DALILAND
Regia: Mary Harron
Anno: 2022
Anno 1974: il tramonto artistico di Salvador Dalì, visto attraverso gli occhi di un suo giovane assistente che deve allestire una mostra a New York. Dopo le biografie cinematografiche di altri celebri artisti tutto genio e sregolatezza – ricordiamo solo “Surviving Picasso” di James Ivory e “Pollock” di Ed Harris – ecco la volta di Dalì, che non approfondisce tanto la vita o la arte del pittore, quanto il mondo effimero che lo ha circondato negli anni del suo declino artistico e spirituale, compresi gli speculatori che si sono arricchiti alle spalle della sua firma.
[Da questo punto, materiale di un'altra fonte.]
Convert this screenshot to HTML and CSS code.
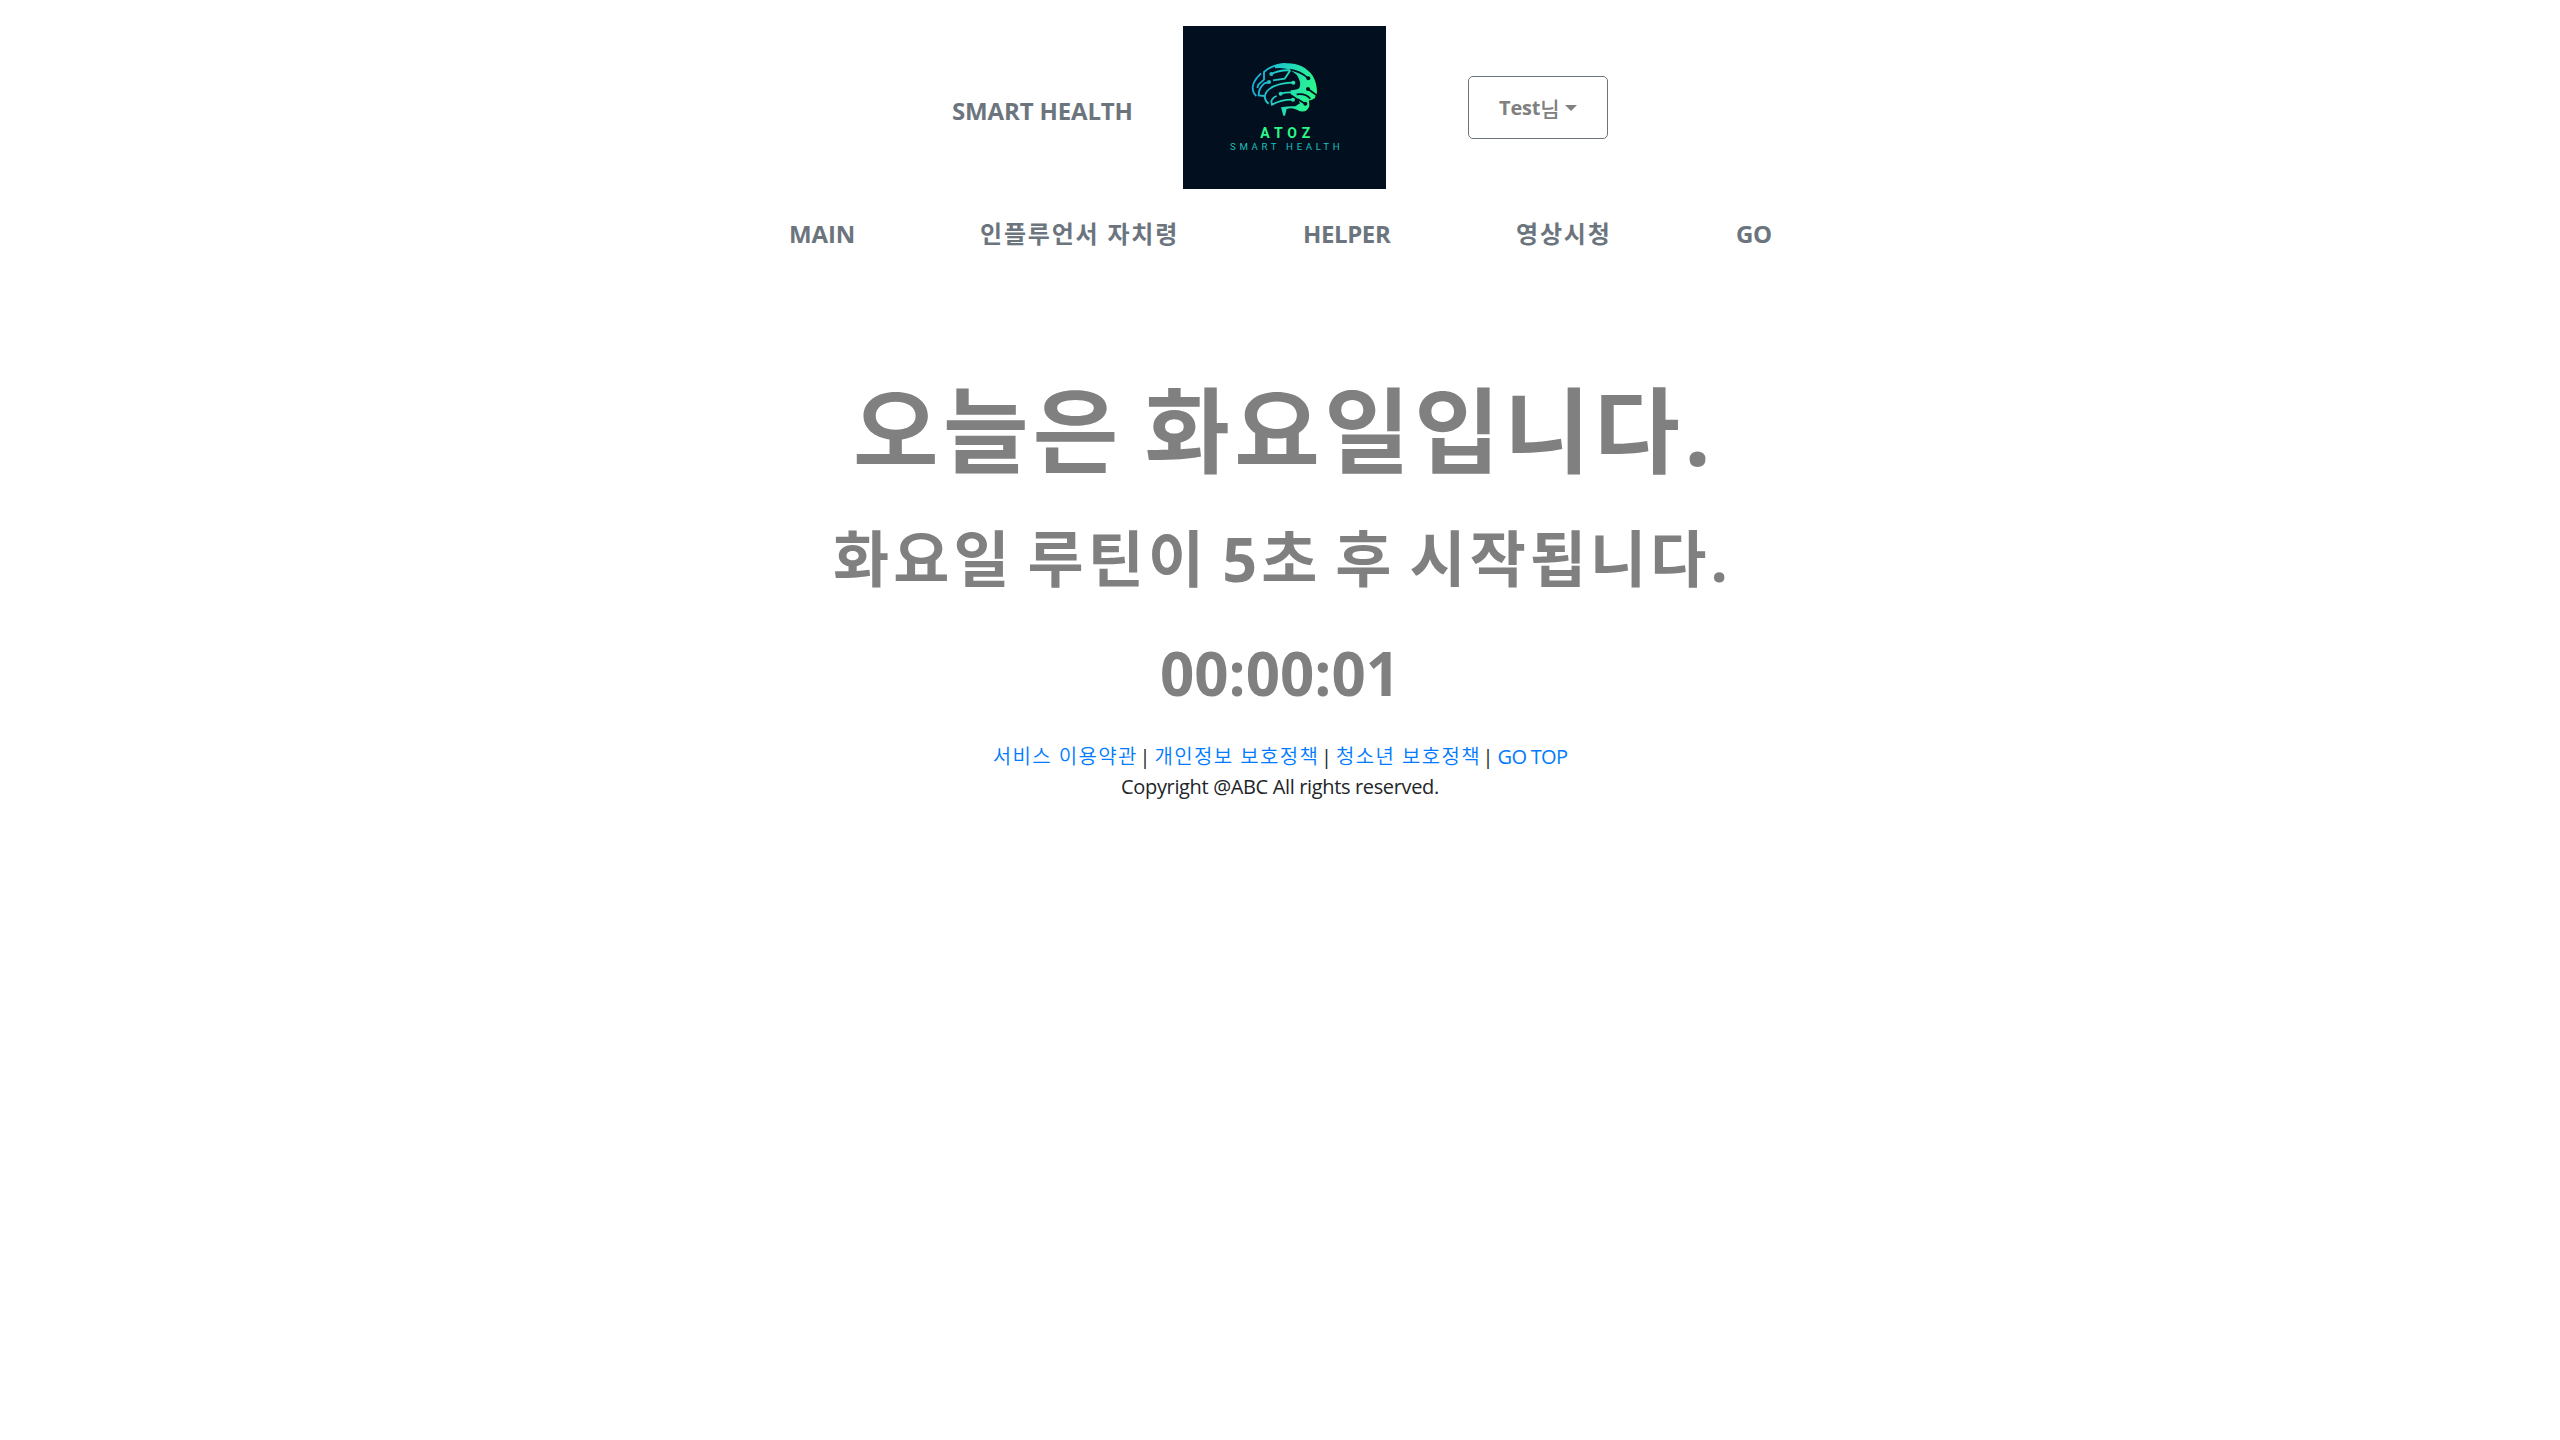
FILE: index.html
```html
<!DOCTYPE html>
<html lang="ko">
<head>
<meta charset="utf-8">
<title>Smart Health</title>
<link rel="stylesheet" href="styles.css">
</head>
<body>
<header class="header">
  <a class="brand"><span>SMART HEALTH</span></a>
  <svg class="logo" viewBox="9 18 609 489" role="img" aria-label="ATOZ Smart Health">
    <defs>
      <linearGradient id="brain" gradientUnits="userSpaceOnUse" x1="217" y1="180" x2="400" y2="230">
        <stop offset="0" stop-color="#1ba9df"/>
        <stop offset=".5" stop-color="#20d5bf"/>
        <stop offset="1" stop-color="#2bf889"/>
      </linearGradient>
    </defs>
    <rect x="9" y="18" width="609" height="489" fill="#020f1e"/>
    <path fill="url(#brain)" d="M285 136C330 121 374 133 397 166Q411 188 411 218L404 235Q397 241 386 242Q392 258 381 270Q368 279 352 270Q337 262 320 267L315 287H310L303 262Q326 258 346 259L360 250Q356 237 349 233L332 222V211Q351 210 358 204Q366 187 350 164L330 149Q308 142 285 145Z"/>
    <g fill="none" stroke="url(#brain)" stroke-width="5.5">
      <path d="M243 160Q213 188 219 212Q222 223 229 228"/>
      <path d="M232 204L235 194L252 179V156Q277 133 318 132"/>
      <path d="M267 186L253 190Q235 206 236 226L254 228"/>
      <path d="M340 188C300 188 251 202 255 235Q258 247 266 251"/>
      <path d="M302 221Q330 214 354 220"/>
      <path d="M340 239Q304 238 276 254L274 244Q277 233 290 228"/>
      <path d="M274 162Q299 149 331 151L314 176L279 181"/>
    </g>
    <g fill="none" stroke="#020f1e" stroke-width="5">
      <path d="M331 149Q361 154 385 175M384 207L409 225M350 223Q377 219 391 236M340 239L354 238L376 252"/>
    </g>
    <g fill="#020f1e"><circle cx="385" cy="175" r="6"/><circle cx="384" cy="207" r="6"/><circle cx="376" cy="251" r="6"/></g>
    <g fill="url(#brain)"><circle cx="274" cy="162" r="6"/><circle cx="267" cy="186" r="6"/><circle cx="340" cy="188" r="6"/><circle cx="302" cy="221" r="6"/><circle cx="339" cy="239" r="6"/></g>
    <text class="logo-name" x="241" y="353" textLength="150">ATOZ</text>
    <text class="logo-sub" x="150" y="390" textLength="329">SMART HEALTH</text>
  </svg>
  <button class="user"><span class="user-name">Test</span><span class="user-ko">님</span><i class="caret"></i></button>
</header>
<nav class="nav">
  <a class="w-main">MAIN</a>
  <a class="w-inf ko">인플루언서 자치령</a>
  <a class="w-help">HELPER</a>
  <a class="w-video ko">영상시청</a>
  <a class="w-go">GO</a>
</nav>
<main class="routine">
  <h1 class="today">오늘은 화요일입니다.</h1>
  <h2 class="notice">화요일 루틴이 5초 후 시작됩니다.</h2>
  <h2 class="timer">00:00:01</h2>
</main>
<footer class="footer">
  <div class="links"><a class="ko">서비스 이용약관</a><span>|</span><a class="ko">개인정보 보호정책</a><span>|</span><a class="ko">청소년 보호정책</a><span>|</span><a class="top">GO TOP</a></div>
  <p class="copy">Copyright @ABC All rights reserved.</p>
</footer>
</body>
</html>
```
FILE: styles.css
```css
* { box-sizing: border-box; }
body {
  margin: 0;
  background: #fff;
  color: #212529;
  font-family: "Open Sans", "Noto Sans CJK KR", sans-serif;
  font-size: 20px;
  white-space: nowrap;
}
h1, h2, p { margin: 0; }

.header {
  display: flex;
  align-items: flex-start;
  width: 656px;
  height: 189px;
  margin: 0 auto;
  padding-top: 26px;
}
.brand {
  width: 231px;
  padding-top: 69px;
  color: #6c757d;
  font-size: 24px;
  font-weight: 700;
  line-height: 32px;
  letter-spacing: -.15px;
}
.logo { flex: none; width: 203px; height: 163px; }
.logo-name { fill: #2bf889; font: 700 42px Roboto, sans-serif; }
.logo-sub { fill: #18c0bd; font: 400 29px Roboto, sans-serif; }
.user {
  display: flex;
  align-items: center;
  width: 140px;
  height: 63px;
  margin: 50px 0 0 82px;
  padding: 0 0 0 30px;
  border: 1px solid #6c757d;
  border-radius: 5px;
  background: #fff;
  color: gray;
  font: 700 20px "Open Sans", "Noto Sans CJK KR", sans-serif;
}
.user-name { width: 41px; letter-spacing: -.2px; }
.user-ko { width: 20px; font-size: 21px; font-weight: 500; }
.caret {
  margin: 0 0 0 5px;
  border: 6px solid transparent;
  border-top-color: gray;
  border-bottom: 0;
}

.nav {
  display: flex;
  gap: 126px;
  width: 984px;
  margin: 26px auto 0;
  padding-left: 1px;
  color: #6c757d;
  font-size: 24px;
  font-weight: 700;
  line-height: 38px;
}
.nav a { flex: none; letter-spacing: -.4px; }
.nav .ko { letter-spacing: 1.8px; }
.nav .w-main { width: 65px; letter-spacing: -.1px; }
.w-inf { width: 197px; }
.w-help { width: 87px; }
.w-video { width: 94px; }
.w-go { width: 37px; }

.routine {
  display: flex;
  flex-direction: column;
  align-items: center;
  padding-top: 112px;
  color: gray;
}
.today { height: 134px; padding-left: 8px; font-size: 93px; line-height: 130px; letter-spacing: 4.4px; word-spacing: -7px; }
.notice { height: 118px; padding-left: 5px; font-size: 61px; line-height: 120px; letter-spacing: 4.1px; word-spacing: -6px; }
.timer { height: 124px; font-size: 60px; line-height: 113px; }

.footer { display: flex; flex-direction: column; align-items: center; }
.links { display: flex; gap: 4px; line-height: 31px; }
.links a { color: #007bff; letter-spacing: -.7px; }
.links .ko { margin-right: -2.5px; font-weight: 350; letter-spacing: 1.4px; }
.copy { line-height: 30px; letter-spacing: -.35px; }
```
Dalì (Ben Kingsley) negli anni Settanta è ormai un’icona e come tale è venerato dal mondo notturno e festaiolo di una scintillante New York dai liberi costumi sessuali. Qui ognuno recita una parte nel grande spettacolo che si inscena ogni giorno. Dalì e la moglie Gala (Barbara Sukowa) sono parte di questa recita, indossando a loro volta maschere e abiti di scena in un rituale quotidiano, a partire dai celebri baffetti all’insù dell’artista fino alla parrucca nero corvino della moglie, amatissima ex-musa, che rifiuta la vecchiaia circondandosi di giovani ragazzi.
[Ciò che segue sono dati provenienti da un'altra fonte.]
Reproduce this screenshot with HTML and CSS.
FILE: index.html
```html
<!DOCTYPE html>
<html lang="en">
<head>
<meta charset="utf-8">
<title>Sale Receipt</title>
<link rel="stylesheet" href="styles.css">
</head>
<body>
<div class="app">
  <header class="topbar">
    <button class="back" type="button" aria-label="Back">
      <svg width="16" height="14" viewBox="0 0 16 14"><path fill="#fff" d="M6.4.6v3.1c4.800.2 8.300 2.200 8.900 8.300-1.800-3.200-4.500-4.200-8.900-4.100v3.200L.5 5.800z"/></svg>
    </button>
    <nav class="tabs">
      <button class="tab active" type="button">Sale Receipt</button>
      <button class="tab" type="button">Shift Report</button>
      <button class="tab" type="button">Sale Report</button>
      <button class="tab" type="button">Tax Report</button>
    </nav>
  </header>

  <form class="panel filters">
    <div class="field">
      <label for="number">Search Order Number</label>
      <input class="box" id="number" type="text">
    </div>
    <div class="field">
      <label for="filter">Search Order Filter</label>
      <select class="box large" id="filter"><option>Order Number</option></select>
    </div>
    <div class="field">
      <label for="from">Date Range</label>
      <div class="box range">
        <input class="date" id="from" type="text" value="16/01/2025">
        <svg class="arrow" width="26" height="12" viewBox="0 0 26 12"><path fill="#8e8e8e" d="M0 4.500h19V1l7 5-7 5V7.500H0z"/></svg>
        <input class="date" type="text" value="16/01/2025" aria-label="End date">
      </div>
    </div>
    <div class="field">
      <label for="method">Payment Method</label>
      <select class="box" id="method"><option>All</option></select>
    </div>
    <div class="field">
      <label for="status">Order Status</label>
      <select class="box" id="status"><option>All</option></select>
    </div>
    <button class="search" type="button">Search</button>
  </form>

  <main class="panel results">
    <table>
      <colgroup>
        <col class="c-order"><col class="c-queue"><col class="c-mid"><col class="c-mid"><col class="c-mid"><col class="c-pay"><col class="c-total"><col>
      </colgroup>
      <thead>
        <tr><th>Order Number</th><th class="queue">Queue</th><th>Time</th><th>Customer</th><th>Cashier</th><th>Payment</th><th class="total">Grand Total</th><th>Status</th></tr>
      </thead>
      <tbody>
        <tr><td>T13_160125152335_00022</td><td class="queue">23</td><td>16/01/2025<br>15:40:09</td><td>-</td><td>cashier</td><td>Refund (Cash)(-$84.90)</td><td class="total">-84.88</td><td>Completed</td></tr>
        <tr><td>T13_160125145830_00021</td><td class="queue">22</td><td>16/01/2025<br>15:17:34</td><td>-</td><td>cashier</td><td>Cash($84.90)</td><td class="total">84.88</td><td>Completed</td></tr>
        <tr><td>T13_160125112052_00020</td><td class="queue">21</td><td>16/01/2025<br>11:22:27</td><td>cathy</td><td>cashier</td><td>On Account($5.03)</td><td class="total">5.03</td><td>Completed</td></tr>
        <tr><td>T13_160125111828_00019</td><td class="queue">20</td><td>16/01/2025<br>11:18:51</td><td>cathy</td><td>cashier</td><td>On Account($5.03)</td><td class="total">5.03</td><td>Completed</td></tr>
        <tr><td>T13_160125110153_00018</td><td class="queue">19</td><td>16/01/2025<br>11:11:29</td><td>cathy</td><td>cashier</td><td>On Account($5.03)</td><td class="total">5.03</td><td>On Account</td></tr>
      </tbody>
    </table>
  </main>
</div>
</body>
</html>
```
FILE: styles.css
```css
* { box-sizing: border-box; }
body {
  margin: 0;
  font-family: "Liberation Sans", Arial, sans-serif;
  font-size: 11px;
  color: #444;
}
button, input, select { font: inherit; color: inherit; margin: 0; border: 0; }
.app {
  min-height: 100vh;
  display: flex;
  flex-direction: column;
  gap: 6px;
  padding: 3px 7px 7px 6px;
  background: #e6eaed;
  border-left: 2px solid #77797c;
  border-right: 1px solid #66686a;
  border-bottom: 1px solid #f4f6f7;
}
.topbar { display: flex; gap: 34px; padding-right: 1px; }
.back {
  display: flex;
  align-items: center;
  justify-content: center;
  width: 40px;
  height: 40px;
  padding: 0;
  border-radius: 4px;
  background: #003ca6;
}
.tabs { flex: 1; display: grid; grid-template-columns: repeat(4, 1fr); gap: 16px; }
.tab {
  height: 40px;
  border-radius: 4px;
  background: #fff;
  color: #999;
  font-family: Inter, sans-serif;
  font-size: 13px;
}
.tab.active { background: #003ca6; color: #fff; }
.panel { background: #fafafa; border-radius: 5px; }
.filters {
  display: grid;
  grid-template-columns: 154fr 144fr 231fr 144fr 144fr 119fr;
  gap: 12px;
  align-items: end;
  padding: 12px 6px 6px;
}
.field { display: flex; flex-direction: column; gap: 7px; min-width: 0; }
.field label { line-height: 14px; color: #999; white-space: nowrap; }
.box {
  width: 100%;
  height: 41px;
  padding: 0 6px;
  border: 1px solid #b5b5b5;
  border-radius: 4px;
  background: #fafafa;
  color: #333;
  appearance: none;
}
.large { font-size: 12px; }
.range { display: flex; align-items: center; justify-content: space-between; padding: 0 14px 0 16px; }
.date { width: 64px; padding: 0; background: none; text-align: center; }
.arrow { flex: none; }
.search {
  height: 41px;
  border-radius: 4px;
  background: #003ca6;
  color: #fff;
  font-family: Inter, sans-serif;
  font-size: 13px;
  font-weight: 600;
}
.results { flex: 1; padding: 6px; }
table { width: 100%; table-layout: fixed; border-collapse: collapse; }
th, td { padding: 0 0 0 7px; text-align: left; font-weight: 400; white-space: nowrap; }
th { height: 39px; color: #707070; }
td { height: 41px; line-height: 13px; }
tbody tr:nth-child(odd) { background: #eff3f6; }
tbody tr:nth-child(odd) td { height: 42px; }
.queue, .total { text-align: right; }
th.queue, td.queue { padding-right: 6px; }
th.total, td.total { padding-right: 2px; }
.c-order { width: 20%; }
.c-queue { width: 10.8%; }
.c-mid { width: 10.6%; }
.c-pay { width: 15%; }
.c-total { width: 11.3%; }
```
In questo mondo viene fatto entrare il giovane James (il quasi esordiente Christopher Briney), aspirante gallerista, che osserva da vicino l’uomo Dalì, le sue abitudini, la fonte delle sue ispirazioni, le gioie e le amarezze di una vita giunta al crepuscolo. Ancora “puro”, sarà per lui una sorta di ingresso nell’età adulta che segnerà la fine di ogni sua illusione e innocenza.
La regista Mary Harron, che ci ha già abituati a biografie non convenzionali e a spaccati di epoche iconiche della recente storia americana, come quella di Andy Warhol (“Ho sparato a Andy Warhol”), dei rampanti anni ’80 (“American Psycho”), di Charlie Manson (“Charlie says”), conduce un film che funziona a intermittenza, efficace nel dipingere un’era, con una ricercata ambientazione e colonna sonora, ma debole nella definizione psicologica dei personaggi e a risentirne è proprio il protagonista principale, più un bozzetto di fragilità e ansie, che un uomo pulsante e vero. Ma il film si lascia seguire volentieri nella sua ora e mezza, senza pesantezza, e se non è convincente sotto tutti gli aspetti, assolve il compito di intrattenimento e lo si apprezza per il nobile intento.